Today’s Devotional
You know what you did. That is the part nobody talks about with Psalm 51. David is not confused. He is not searching for answers or trying to piece together what went wrong. He knows. The whole psalm reads like a man who has already looked at the thing clearly, without flinching, and has no more room to pretend.
By the time he reaches verse 12, the confession is behind him. The raw honesty of “against you, you only, have I sinned” has already been spoken. And here, at this verse, David asks for something that should stop us: a willing spirit. He does not ask for strength to do better. He does not ask for a plan. He asks God to give him the want. The willingness itself. As if he has arrived at the one honest conclusion available to a person who has seen themselves clearly: I cannot even produce the desire to change. That has to come from somewhere outside me.
This is the opposite of every instinct we carry. We believe that if we just try hard enough, the motivation will follow.

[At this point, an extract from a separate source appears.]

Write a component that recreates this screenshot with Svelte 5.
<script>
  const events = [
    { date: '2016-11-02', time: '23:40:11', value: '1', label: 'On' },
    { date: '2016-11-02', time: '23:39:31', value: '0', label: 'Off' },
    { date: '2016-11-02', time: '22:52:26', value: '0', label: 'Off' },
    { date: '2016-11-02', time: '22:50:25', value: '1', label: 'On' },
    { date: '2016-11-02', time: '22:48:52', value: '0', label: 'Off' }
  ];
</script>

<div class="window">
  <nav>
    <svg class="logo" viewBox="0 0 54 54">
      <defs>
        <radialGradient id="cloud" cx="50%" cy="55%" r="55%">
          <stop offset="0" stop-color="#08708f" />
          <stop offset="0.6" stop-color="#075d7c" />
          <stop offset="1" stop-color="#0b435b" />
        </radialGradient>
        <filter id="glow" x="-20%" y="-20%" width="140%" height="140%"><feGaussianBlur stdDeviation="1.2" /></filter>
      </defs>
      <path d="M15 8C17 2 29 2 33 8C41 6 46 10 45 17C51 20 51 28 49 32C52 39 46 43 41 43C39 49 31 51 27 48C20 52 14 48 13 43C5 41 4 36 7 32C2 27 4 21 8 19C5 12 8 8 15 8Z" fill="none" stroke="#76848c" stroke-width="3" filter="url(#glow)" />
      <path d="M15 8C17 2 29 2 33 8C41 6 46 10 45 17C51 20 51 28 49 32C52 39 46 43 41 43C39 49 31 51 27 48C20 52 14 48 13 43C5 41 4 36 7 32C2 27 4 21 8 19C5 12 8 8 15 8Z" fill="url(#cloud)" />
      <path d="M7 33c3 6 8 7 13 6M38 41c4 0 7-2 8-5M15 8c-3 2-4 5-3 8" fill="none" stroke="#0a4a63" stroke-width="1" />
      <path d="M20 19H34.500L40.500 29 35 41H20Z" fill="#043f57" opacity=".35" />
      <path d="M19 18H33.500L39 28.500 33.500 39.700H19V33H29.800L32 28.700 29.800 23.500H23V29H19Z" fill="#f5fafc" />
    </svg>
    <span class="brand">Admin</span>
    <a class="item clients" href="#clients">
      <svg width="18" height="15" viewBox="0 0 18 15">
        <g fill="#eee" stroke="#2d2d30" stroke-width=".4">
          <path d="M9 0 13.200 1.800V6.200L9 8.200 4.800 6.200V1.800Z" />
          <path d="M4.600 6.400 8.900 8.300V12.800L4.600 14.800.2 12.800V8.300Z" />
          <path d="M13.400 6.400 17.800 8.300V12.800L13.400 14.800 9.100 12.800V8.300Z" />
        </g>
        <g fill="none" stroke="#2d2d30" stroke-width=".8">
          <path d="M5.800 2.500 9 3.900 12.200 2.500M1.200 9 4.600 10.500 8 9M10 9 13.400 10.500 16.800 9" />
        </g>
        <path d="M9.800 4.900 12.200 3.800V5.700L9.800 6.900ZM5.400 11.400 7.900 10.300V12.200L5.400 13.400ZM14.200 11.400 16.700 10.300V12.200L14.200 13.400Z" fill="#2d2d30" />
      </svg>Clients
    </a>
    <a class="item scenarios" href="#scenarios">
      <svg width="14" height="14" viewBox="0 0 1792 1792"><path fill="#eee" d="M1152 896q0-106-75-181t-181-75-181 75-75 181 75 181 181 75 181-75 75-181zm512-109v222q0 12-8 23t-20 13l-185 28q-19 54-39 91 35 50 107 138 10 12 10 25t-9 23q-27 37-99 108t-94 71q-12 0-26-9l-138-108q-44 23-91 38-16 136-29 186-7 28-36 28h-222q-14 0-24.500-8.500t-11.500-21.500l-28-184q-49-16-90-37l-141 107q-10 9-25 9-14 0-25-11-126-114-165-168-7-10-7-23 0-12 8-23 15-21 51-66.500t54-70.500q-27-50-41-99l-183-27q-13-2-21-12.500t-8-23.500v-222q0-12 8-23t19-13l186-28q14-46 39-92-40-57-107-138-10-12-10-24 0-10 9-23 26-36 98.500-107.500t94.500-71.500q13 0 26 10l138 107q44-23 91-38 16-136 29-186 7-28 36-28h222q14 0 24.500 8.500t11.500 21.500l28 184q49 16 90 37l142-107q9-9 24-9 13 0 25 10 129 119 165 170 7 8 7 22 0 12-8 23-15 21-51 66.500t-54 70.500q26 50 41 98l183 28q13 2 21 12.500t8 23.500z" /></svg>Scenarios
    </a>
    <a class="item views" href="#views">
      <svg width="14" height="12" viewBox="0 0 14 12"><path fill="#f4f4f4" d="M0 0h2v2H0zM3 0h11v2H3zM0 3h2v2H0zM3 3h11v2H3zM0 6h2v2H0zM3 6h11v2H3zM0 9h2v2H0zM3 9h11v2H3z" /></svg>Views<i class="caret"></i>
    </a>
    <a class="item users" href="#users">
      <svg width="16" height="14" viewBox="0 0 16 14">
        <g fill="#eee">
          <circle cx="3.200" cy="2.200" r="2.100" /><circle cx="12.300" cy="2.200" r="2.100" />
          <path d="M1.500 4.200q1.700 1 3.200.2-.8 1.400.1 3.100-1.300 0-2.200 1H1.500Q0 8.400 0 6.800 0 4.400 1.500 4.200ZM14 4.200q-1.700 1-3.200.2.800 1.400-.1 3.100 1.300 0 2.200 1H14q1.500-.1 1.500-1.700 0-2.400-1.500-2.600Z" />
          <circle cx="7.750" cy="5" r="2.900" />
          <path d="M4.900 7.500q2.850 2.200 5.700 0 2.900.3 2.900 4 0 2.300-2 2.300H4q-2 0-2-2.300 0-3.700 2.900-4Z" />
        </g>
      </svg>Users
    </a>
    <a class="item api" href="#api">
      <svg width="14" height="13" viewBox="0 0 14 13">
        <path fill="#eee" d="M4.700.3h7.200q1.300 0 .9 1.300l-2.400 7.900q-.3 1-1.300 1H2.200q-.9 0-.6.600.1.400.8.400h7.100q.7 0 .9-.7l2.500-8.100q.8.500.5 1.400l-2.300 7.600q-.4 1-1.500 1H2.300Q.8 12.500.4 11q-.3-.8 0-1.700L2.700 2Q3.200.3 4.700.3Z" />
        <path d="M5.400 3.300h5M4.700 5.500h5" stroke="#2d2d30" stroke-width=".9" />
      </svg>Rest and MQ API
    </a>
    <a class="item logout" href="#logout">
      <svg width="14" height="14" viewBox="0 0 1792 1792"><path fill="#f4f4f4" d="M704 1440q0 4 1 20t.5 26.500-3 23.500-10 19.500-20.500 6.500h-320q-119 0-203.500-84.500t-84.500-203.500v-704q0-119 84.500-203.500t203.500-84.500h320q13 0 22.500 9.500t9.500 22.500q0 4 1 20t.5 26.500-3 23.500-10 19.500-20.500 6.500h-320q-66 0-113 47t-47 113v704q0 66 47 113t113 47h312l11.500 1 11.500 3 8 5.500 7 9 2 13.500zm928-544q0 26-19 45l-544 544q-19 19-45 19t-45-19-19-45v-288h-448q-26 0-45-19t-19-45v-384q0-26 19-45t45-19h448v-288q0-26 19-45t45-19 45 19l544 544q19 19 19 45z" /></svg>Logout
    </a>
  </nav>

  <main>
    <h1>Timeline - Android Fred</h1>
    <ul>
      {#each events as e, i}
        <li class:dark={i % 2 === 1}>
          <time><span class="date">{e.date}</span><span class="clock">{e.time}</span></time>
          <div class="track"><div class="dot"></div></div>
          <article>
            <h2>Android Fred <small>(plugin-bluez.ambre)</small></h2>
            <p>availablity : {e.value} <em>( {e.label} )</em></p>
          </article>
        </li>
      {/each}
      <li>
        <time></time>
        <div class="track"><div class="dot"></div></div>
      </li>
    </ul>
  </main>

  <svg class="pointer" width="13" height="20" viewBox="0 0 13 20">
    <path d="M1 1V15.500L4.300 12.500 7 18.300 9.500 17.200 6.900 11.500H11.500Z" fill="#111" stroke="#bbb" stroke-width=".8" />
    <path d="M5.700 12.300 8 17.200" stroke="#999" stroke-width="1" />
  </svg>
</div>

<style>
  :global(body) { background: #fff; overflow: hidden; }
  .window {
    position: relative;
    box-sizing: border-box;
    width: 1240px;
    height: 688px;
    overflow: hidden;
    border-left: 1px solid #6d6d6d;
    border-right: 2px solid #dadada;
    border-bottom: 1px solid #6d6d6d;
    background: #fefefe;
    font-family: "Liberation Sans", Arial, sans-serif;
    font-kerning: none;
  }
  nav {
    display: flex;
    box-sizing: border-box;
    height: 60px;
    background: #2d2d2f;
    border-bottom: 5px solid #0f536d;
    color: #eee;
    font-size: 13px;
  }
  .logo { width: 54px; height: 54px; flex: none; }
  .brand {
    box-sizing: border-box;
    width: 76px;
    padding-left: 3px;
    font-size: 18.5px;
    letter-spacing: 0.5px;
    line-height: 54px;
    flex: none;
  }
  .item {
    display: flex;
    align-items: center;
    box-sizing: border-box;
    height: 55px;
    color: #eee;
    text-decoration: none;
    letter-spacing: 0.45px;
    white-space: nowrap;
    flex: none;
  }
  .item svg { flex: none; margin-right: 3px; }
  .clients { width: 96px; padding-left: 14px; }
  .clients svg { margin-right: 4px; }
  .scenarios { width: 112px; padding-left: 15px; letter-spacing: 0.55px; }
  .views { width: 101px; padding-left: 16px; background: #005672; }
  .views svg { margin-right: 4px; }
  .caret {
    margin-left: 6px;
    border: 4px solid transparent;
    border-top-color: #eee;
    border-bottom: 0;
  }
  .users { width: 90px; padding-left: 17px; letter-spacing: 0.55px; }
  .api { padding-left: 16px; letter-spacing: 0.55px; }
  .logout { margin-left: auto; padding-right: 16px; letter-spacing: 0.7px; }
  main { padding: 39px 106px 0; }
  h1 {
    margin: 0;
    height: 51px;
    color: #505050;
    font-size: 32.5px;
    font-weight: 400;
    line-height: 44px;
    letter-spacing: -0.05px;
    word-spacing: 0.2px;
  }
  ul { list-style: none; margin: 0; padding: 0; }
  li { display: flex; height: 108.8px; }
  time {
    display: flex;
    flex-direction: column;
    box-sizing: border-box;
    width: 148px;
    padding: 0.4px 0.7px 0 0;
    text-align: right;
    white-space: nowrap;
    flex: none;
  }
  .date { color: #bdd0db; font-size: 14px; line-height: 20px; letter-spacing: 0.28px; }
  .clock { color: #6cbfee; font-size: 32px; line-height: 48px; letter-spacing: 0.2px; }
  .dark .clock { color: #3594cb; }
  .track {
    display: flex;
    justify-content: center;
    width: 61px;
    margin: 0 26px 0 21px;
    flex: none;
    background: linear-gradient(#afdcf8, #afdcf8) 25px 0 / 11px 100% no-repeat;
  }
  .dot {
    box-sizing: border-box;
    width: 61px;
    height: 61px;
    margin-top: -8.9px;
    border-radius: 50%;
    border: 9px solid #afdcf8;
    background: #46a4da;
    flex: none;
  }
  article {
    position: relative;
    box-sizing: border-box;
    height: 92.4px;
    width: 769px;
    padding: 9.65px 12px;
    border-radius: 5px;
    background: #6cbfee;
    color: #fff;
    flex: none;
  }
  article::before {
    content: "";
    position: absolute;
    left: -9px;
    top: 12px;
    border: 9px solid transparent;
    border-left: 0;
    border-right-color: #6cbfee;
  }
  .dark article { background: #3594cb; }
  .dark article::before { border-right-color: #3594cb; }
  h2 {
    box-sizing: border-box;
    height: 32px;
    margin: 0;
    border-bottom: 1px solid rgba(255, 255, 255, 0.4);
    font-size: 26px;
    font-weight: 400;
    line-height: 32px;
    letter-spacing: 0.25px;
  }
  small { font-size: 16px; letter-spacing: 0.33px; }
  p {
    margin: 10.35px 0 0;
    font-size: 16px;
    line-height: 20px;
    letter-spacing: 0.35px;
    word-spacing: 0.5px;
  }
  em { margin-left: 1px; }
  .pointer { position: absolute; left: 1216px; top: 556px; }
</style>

David, stripped bare, reaches the other conclusion. The desire to return is itself a gift. Joy, willingness, sustaining power: he asks for all three in one sentence, and every one of them is something he knows he cannot generate on his own. Something about that honesty makes the prayer larger than David’s situation. It belongs to anyone who has ever stood in the wreckage of their own choices and known that cleaning it up requires something they do not currently possess.
Time to reflect
These questions ask you to stay where David stayed, not rush past it.

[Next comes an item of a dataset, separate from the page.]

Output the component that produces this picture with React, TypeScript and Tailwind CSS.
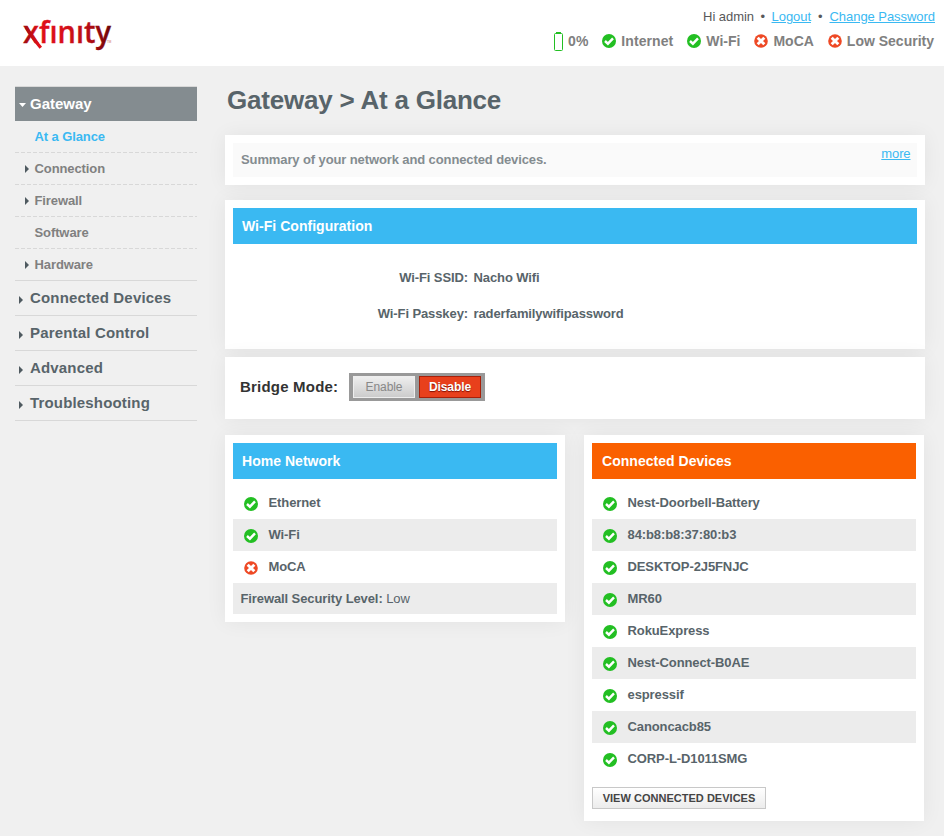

- When was the last time you knew exactly what was wrong in your life and still could not make yourself want to fix it?
- What is one area where you have been performing willingness instead of actually feeling it?
- If God granted you a willing spirit right now, what is the first thing it would move you toward?
- David separates joy from effort. Where have you been substituting effort for joy and calling it faithfulness?
Prayer Of The Day
Father, we come to you the way David came: knowing. We know what we have done, and we know what we lack. We lack the wanting. We have tried to manufacture it, tried to convince ourselves that discipline would eventually produce desire, and we are tired of pretending that it has. Give us the willingness we cannot build for ourselves. Restore joy where we have been running on obligation alone. We are not asking to forget what brought us here. We are asking for something harder: the desire to move forward when everything in us wants to sit down and stay. Sustain us with a spirit that does not belong to our own reserves, because our reserves are empty. In Jesus’ name, we pray. Amen.
Strengthening Faith
David’s prayer was specific. Let your response today be equally specific.
- Read Psalm 51 from beginning to end. Pay attention to the shift between verses 1 through 11 and verses 12 through 17. Notice what David asks for before and after the turn.
- Identify one responsibility you have been carrying out of duty alone, where the willingness has drained away. Say out loud, to God or to the empty room: “I cannot want this on my own right now.”
- Find someone you trust and tell them one true thing about where you are spiritually. Not a crisis report. One honest sentence.
- Set a timer for five minutes this afternoon and sit without solving anything. No phone, no prayer list, no plan. Let the absence of your own effort be the point.
- Write the three words David asks for: joy, willingness, sustaining. Put the paper somewhere you will see it at the start of tomorrow.
- At a meal today, pause before eating. Instead of a rote blessing, ask God for one specific thing you cannot produce yourself.
Today Wisdom
“Willing spirit” is a strange phrase if you listen closely. Spirit is the part of you that moves before you decide to move. David asks God to make that part of him say yes. The deepest kind of prayer asks for a change in what you want, not just in what you do.